Given request: Extract all lines in the data that contain the word "screenshot".

Records for this exercise:
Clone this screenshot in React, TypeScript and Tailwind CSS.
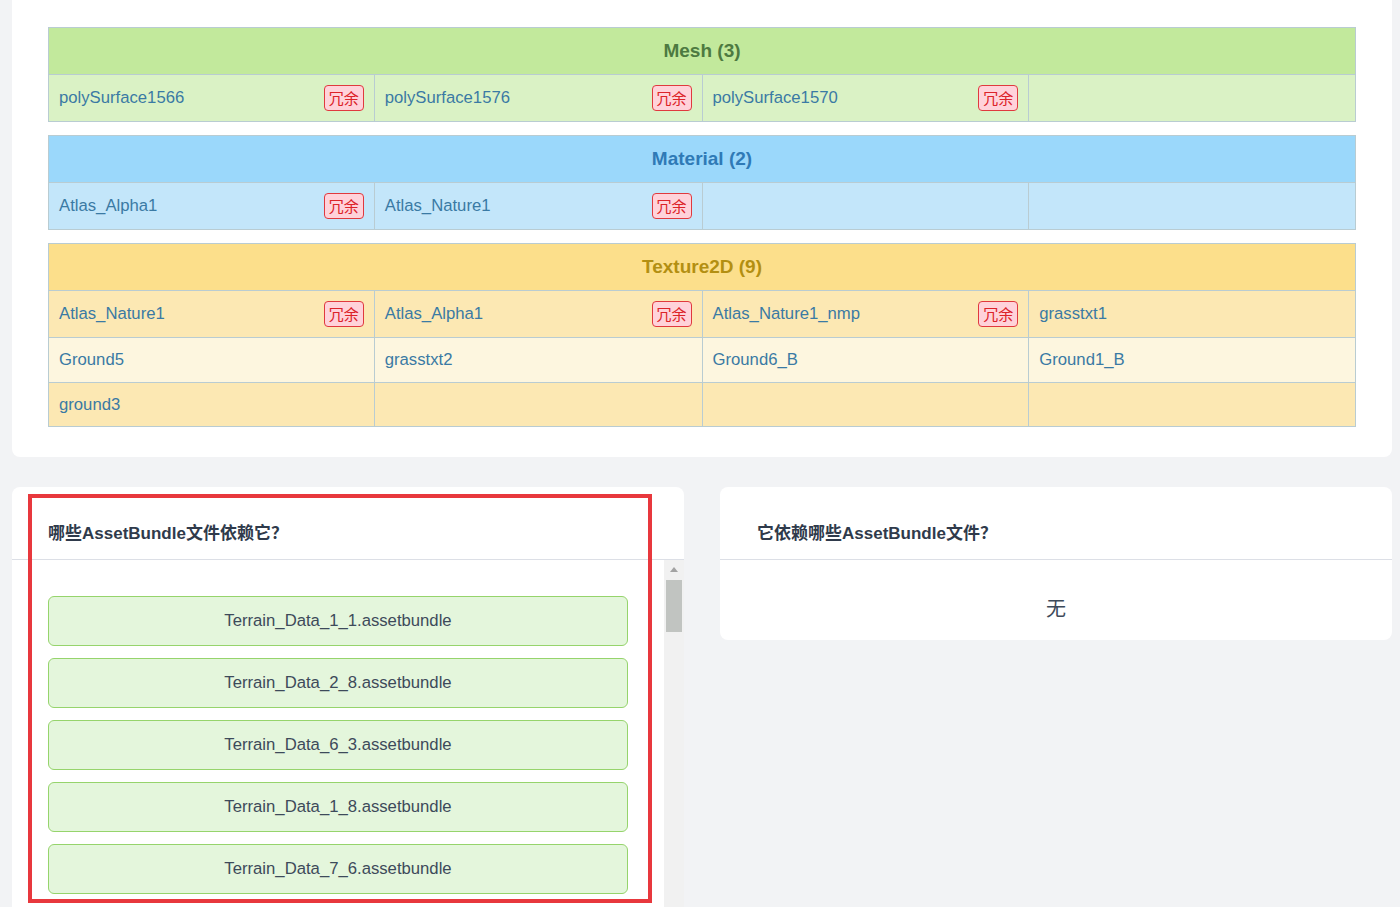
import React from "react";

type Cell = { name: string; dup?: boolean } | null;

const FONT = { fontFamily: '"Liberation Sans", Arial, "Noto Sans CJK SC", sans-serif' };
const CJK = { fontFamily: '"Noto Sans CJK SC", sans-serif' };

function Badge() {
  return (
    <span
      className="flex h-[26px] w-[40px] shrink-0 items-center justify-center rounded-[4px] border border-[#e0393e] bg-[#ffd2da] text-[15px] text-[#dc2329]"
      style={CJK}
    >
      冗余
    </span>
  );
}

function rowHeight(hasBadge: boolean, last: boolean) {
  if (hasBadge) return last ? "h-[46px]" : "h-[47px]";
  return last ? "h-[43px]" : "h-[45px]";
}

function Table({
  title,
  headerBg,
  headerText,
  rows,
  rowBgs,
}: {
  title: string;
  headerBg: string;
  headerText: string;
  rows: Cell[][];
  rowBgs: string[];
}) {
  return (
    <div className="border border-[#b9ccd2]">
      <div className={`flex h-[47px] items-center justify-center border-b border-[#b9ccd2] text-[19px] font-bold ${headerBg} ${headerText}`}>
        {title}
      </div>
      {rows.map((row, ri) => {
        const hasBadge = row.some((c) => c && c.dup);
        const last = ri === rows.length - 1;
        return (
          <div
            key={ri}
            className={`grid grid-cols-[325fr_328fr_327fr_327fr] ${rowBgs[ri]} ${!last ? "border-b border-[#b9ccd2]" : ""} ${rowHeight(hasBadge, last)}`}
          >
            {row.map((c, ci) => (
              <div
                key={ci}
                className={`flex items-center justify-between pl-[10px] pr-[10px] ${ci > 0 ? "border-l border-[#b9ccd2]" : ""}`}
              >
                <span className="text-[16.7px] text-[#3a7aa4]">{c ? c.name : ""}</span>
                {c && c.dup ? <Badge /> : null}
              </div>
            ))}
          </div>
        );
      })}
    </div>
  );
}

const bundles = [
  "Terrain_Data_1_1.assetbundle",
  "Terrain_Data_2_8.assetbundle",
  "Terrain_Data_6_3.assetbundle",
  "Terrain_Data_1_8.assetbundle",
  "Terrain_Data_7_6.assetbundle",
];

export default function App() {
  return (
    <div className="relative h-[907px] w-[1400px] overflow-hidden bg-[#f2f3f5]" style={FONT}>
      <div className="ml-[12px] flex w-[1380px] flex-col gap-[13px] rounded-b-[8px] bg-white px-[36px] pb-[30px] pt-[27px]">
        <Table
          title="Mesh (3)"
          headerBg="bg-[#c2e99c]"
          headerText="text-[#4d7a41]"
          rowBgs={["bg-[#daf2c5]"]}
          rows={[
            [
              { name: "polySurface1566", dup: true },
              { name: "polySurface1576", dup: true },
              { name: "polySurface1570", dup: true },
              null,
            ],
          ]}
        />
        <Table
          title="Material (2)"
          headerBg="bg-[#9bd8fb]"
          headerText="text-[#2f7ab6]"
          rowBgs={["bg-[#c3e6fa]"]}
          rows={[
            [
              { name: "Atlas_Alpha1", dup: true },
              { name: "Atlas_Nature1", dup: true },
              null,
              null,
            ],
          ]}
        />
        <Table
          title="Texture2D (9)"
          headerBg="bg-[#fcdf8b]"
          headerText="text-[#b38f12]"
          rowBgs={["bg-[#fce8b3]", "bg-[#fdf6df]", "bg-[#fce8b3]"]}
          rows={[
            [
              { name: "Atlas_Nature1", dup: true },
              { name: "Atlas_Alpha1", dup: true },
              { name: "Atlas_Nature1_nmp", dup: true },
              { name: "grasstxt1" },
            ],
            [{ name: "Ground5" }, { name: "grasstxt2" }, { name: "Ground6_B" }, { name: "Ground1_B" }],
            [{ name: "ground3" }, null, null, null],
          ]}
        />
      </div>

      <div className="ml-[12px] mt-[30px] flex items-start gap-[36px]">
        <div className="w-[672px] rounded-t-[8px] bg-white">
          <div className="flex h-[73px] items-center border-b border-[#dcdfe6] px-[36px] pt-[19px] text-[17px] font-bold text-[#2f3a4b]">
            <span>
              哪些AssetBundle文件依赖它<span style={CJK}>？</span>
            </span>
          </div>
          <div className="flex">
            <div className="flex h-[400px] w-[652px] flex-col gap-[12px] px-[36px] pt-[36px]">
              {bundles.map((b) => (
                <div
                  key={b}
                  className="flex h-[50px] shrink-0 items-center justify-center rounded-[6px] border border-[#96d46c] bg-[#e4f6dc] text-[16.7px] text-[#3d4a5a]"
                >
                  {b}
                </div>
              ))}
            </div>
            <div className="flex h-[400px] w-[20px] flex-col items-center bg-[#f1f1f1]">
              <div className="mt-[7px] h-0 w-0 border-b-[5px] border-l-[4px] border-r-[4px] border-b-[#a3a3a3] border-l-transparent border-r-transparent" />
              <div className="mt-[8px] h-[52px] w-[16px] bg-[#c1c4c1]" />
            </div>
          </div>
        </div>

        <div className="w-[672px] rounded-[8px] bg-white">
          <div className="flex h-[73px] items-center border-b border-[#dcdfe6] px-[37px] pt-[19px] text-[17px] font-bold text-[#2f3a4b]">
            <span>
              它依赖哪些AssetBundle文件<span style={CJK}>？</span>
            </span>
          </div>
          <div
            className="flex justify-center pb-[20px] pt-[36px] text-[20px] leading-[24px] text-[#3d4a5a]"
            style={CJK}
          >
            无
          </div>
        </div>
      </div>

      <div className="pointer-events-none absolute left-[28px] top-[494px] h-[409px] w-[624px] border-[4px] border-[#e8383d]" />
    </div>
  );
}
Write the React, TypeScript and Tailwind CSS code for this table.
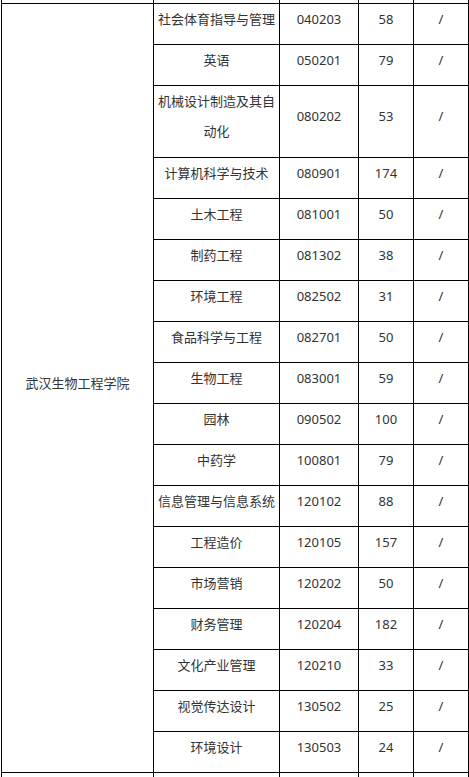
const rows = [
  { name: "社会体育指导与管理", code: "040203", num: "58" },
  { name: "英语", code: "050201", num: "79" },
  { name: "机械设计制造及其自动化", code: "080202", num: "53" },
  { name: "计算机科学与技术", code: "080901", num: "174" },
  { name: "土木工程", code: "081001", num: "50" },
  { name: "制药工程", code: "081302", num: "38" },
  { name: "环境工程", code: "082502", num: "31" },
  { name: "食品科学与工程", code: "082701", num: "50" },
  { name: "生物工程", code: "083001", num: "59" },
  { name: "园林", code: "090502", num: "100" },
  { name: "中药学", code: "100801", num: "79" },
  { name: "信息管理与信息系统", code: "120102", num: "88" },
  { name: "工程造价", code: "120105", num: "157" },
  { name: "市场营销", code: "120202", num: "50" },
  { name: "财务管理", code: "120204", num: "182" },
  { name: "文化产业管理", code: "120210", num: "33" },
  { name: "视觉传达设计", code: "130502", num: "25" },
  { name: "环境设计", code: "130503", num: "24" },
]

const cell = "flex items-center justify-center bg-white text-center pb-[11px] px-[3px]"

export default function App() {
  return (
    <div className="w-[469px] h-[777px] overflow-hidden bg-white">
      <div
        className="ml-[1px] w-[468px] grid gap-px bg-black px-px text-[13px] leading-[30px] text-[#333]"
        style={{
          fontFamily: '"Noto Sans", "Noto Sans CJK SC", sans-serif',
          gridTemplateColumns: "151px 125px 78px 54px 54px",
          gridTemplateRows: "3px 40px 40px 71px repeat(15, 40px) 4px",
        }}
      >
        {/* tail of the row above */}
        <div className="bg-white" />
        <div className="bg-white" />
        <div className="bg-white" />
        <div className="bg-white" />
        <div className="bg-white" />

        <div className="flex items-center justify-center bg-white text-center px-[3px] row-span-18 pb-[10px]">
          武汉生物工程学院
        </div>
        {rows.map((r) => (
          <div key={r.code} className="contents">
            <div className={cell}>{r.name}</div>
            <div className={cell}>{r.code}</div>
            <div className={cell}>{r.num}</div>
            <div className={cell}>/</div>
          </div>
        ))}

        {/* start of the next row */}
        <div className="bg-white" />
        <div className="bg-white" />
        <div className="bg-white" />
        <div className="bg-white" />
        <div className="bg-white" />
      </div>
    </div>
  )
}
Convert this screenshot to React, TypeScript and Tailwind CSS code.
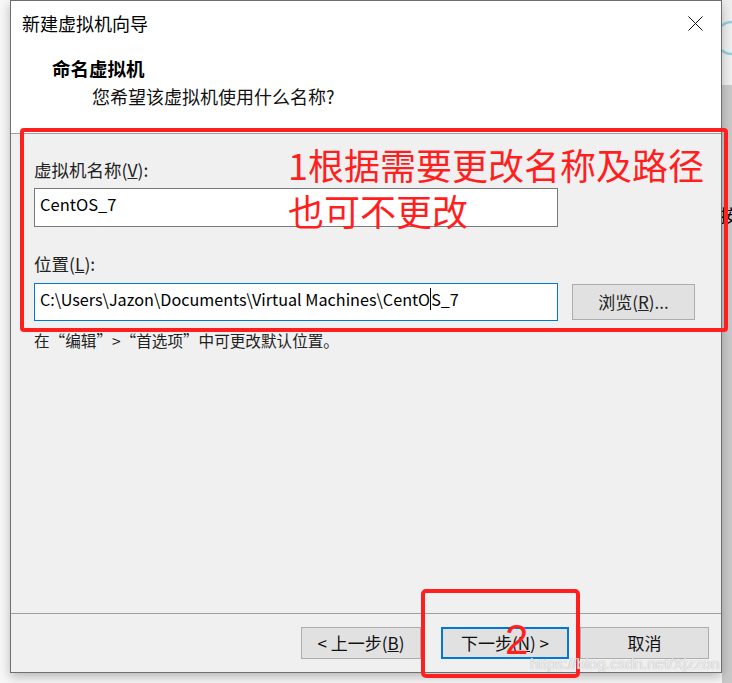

Output for this task:
Clone this screenshot in React, TypeScript and Tailwind CSS.
Convert this screenshot to React, TypeScript and Tailwind CSS code.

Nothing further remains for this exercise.